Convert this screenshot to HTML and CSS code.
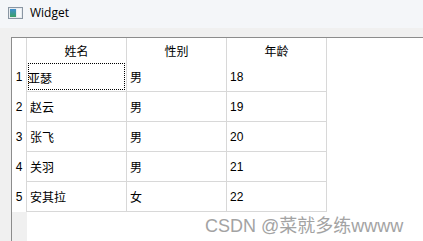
FILE: index.html
```html
<!DOCTYPE html>
<html lang="zh-CN">
<head>
  <meta charset="UTF-8">
  <title>Widget</title>
  <link rel="stylesheet" href="styles.css">
</head>
<body>
  <div class="window">
    <div class="titlebar">
      <svg class="app-icon" width="15" height="12" viewBox="0 0 15 12">
        <defs>
          <linearGradient id="ig" x1="0" y1="0" x2="0" y2="1">
            <stop offset="0" stop-color="#3f8fd0"/>
            <stop offset="1" stop-color="#3aa066"/>
          </linearGradient>
        </defs>
        <rect x="0.5" y="0.5" width="14" height="11" fill="#e8ecf0" stroke="#8a96a3"/>
        <rect x="2" y="2" width="6" height="8" fill="url(#ig)"/>
        <rect x="9" y="2" width="4" height="8" fill="#f7f9fb"/>
      </svg>
      <span class="title">Widget</span>
    </div>
    <div class="client">
      <div class="view">
        <div class="vhead">
          <div class="corner"></div>
          <div class="rownum">1</div>
          <div class="rownum">2</div>
          <div class="rownum">3</div>
          <div class="rownum">4</div>
          <div class="rownum">5</div>
        </div>
        <table class="grid">
          <thead>
            <tr><th>姓名</th><th>性别</th><th>年龄</th></tr>
          </thead>
          <tbody>
            <tr><td><span class="focus">亚瑟</span></td><td>男</td><td>18</td></tr>
            <tr><td>赵云</td><td>男</td><td>19</td></tr>
            <tr><td>张飞</td><td>男</td><td>20</td></tr>
            <tr><td>关羽</td><td>男</td><td>21</td></tr>
            <tr><td>安其拉</td><td>女</td><td>22</td></tr>
          </tbody>
        </table>
        <div class="mark">CSDN @菜就多练wwww</div>
      </div>
    </div>
  </div>
</body>
</html>
```

FILE: styles.css
```css
html, body { margin: 0; height: 100%; }
body {
  font-family: "Noto Sans CJK SC", "Noto Sans", sans-serif;
  font-size: 12px;
  color: #000;
  background: #f0f0f0;
}
.window { display: flex; flex-direction: column; height: 241px; overflow: hidden; }

.titlebar {
  height: 28px;
  display: flex;
  align-items: center;
  padding-left: 8px;
  background: #f4f6f9;
  flex: none;
}
.app-icon { margin-right: 7px; margin-top: -2px; }
.title { font-family: "Open Sans", "Noto Sans", sans-serif; font-size: 12px; margin-top: -3px; }

.client { flex: 1; padding: 9px 0 0 11px; }
.view {
  position: relative;
  height: 100%;
  display: flex;
  align-items: flex-start;
  border-left: 1px solid #8c8c8c;
  border-top: 1px solid #8c8c8c;
  background: #fff;
  box-sizing: border-box;
}

.vhead {
  width: 15px;
  align-self: stretch;
  background: #f0f0f0;
  flex: none;
}
.corner { height: 24px; background: #fff; border-right: 1px solid #d8d8d8; }
.rownum {
  height: 30px;
  line-height: 30px;
  text-align: center;
  background: #fff;
  border-right: 1px solid #d8d8d8;
  font-family: "Liberation Sans", sans-serif;
  font-size: 12px;
}

.grid { border-collapse: collapse; table-layout: fixed; }
.grid th, .grid td {
  width: 99px;
  padding: 0;
  border-right: 1px solid #d8d8d8;
  white-space: nowrap;
}
.grid th {
  height: 24px;
  font-weight: normal;
  text-align: center;
}
.grid td {
  height: 29px;
  padding-left: 3px;
  width: 96px;
  border-bottom: 1px solid #d8d8d8;
  text-align: left;
}
.grid td:nth-child(3) { font-family: "Liberation Sans", sans-serif; }

.focus { display: block; margin: 1px 0 0 -2px; }
.grid tbody tr:first-child td:first-child { position: relative; }
.grid tbody tr:first-child td:first-child::after {
  content: "";
  position: absolute;
  left: 1px; top: 1px; right: 1px; bottom: 1px;
  border: 1px dotted #000;
}

.mark {
  position: absolute;
  left: 193px;
  top: 173px;
  font-family: "Liberation Sans", "Noto Sans CJK SC", sans-serif;
  font-size: 18px;
  color: #a3a3a3;
  white-space: nowrap;
}
```
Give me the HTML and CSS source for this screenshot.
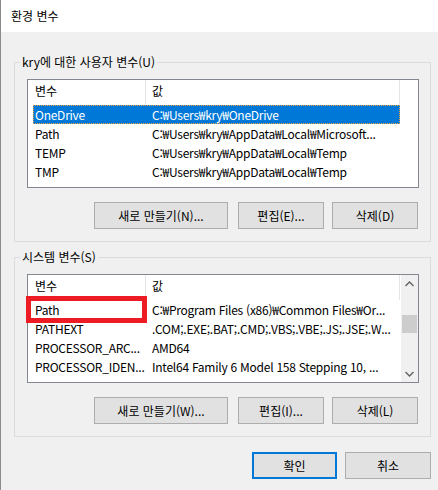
FILE: index.html
```html
<!DOCTYPE html>
<html lang="ko">
<head>
<meta charset="utf-8">
<title>환경 변수</title>
<link rel="stylesheet" href="styles.css">
</head>
<body>
<div class="window">
  <div class="titlebar">환경 변수</div>
  <div class="content">
    <fieldset class="group">
      <legend>kry에 대한 사용자 변수(U)</legend>
      <div class="listview">
        <div class="lv-main">
          <div class="lv-head">
            <div class="hcol c1">변수</div>
            <div class="hcol c2">값</div>
          </div>
          <div class="row selected"><span class="cell n">OneDrive</span><span class="cell v">C:₩Users₩kry₩OneDrive</span></div>
          <div class="row"><span class="cell n">Path</span><span class="cell v">C:₩Users₩kry₩AppData₩Local₩Microsoft...</span></div>
          <div class="row"><span class="cell n">TEMP</span><span class="cell v">C:₩Users₩kry₩AppData₩Local₩Temp</span></div>
          <div class="row"><span class="cell n">TMP</span><span class="cell v">C:₩Users₩kry₩AppData₩Local₩Temp</span></div>
        </div>
      </div>
      <div class="btnrow">
        <button class="btn wide">새로 만들기(N)...</button>
        <button class="btn">편집(E)...</button>
        <button class="btn">삭제(D)</button>
      </div>
    </fieldset>

    <fieldset class="group second">
      <legend>시스템 변수(S)</legend>
      <div class="listview">
        <div class="lv-main">
          <div class="lv-head">
            <div class="hcol c1">변수</div>
            <div class="hcol c2">값</div>
          </div>
          <div class="row"><span class="cell n">Path</span><span class="cell v">C:₩Program Files (x86)₩Common Files₩Or...</span></div>
          <div class="row"><span class="cell n">PATHEXT</span><span class="cell v">.COM;.EXE;.BAT;.CMD;.VBS;.VBE;.JS;.JSE;.W...</span></div>
          <div class="row"><span class="cell n">PROCESSOR_ARC...</span><span class="cell v">AMD64</span></div>
          <div class="row"><span class="cell n">PROCESSOR_IDEN...</span><span class="cell v">Intel64 Family 6 Model 158 Stepping 10, ...</span></div>
        </div>
        <div class="scrollbar">
          <div class="arrow">
            <svg width="9" height="6" viewBox="0 0 9 6"><polyline points="0.5,5 4.5,1 8.5,5" fill="none" stroke="#606060" stroke-width="1.3"/></svg>
          </div>
          <div class="track"><div class="thumb"></div></div>
          <div class="arrow">
            <svg width="9" height="6" viewBox="0 0 9 6"><polyline points="0.5,1 4.5,5 8.5,1" fill="none" stroke="#606060" stroke-width="1.3"/></svg>
          </div>
        </div>
        <div class="highlight"></div>
      </div>
      <div class="btnrow">
        <button class="btn wide">새로 만들기(W)...</button>
        <button class="btn">편집(I)...</button>
        <button class="btn">삭제(L)</button>
      </div>
    </fieldset>

    <div class="footer">
      <button class="btn default">확인</button>
      <button class="btn">취소</button>
    </div>
  </div>
</div>
</body>
</html>
```
FILE: styles.css
```css
* { box-sizing: border-box; }
html, body {
  margin: 0;
  padding: 0;
  background: #f0f0f0;
}
body {
  font-family: "Noto Sans CJK KR", "Noto Sans", sans-serif;
  font-size: 12px;
  color: #000;
}
.window {
  width: 438px;
  height: 490px;
  border-left: 1px solid #8a8a8a;
  background: #f0f0f0;
  overflow: hidden;
}
.titlebar {
  height: 32px;
  background: #fff;
  padding-left: 10px;
  line-height: 32px;
  font-size: 12px;
}
.content {
  padding-left: 13px;
}
.group {
  margin: 22px 0 0 0;
  width: 417px;
  border: 1px solid #dcdcdc;
  padding: 9px 11px 12px 12px;
  min-width: 0;
}
.group.second {
  margin-top: 7px;
}
.group legend {
  padding: 0 2px;
  margin-left: -7px;
  line-height: 16px;
  height: 16px;
}
.listview {
  position: relative;
  display: flex;
  width: 392px;
  height: 109px;
  border: 1px solid #828790;
  background: #fff;
}
.lv-main {
  flex: 1;
  min-width: 0;
}
.lv-head {
  display: flex;
  height: 25px;
  width: 372px;
}
.hcol {
  line-height: 22px;
  border-right: 1px solid #e5e5e5;
  white-space: nowrap;
}
.hcol.c1 { width: 118px; padding-left: 7px; }
.hcol.c2 { width: 254px; padding-left: 6px; }
.row {
  display: flex;
  height: 19px;
  line-height: 18px;
  width: 367px;
  margin-left: 5px;
  border: 1px solid transparent;
  white-space: nowrap;
  letter-spacing: -0.25px;
}
.row.selected {
  background: #0078d7;
  color: #fff;
  border: 1px dotted #f3a13a;
}
.cell { overflow: visible; }
.cell.n { width: 112px; flex: none; padding-left: 1px; }
.cell.v { flex: 1; padding-left: 6px; }
.scrollbar {
  width: 17px;
  margin-left: 1px;
  background: #f0f0f0;
  display: flex;
  flex-direction: column;
}
.arrow {
  height: 17px;
  display: flex;
  align-items: center;
  justify-content: center;
}
.track {
  flex: 1;
  padding-top: 23px;
}
.thumb {
  height: 18px;
  margin: 0 1px;
  background: #cdcdcd;
}
.highlight {
  position: absolute;
  left: -2px;
  top: 21px;
  width: 121px;
  height: 27px;
  border: 5px solid #ed1c24;
}
.btnrow {
  display: flex;
  justify-content: flex-end;
  margin-top: 14px;
  padding-right: 1px;
}
.btn {
  font-family: inherit;
  font-size: 12px;
  color: #000;
  height: 27px;
  width: 86px;
  background: #e1e1e1;
  border: 1px solid #adadad;
  padding: 0;
  margin: 0 0 0 8px;
}
.btn.wide {
  width: 134px;
  margin-right: 2px;
}
.btn.default {
  border: 2px solid #0078d7;
  width: 85px;
}
.footer {
  display: flex;
  justify-content: flex-end;
  width: 417px;
  margin-top: 15px;
}
```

────────

GOAL: Look for the word "screenshot" and return every line where it occurs.

ANSWER TO THE PROBLEM:
Convert this screenshot to HTML and CSS code.
Give me the HTML and CSS source for this screenshot.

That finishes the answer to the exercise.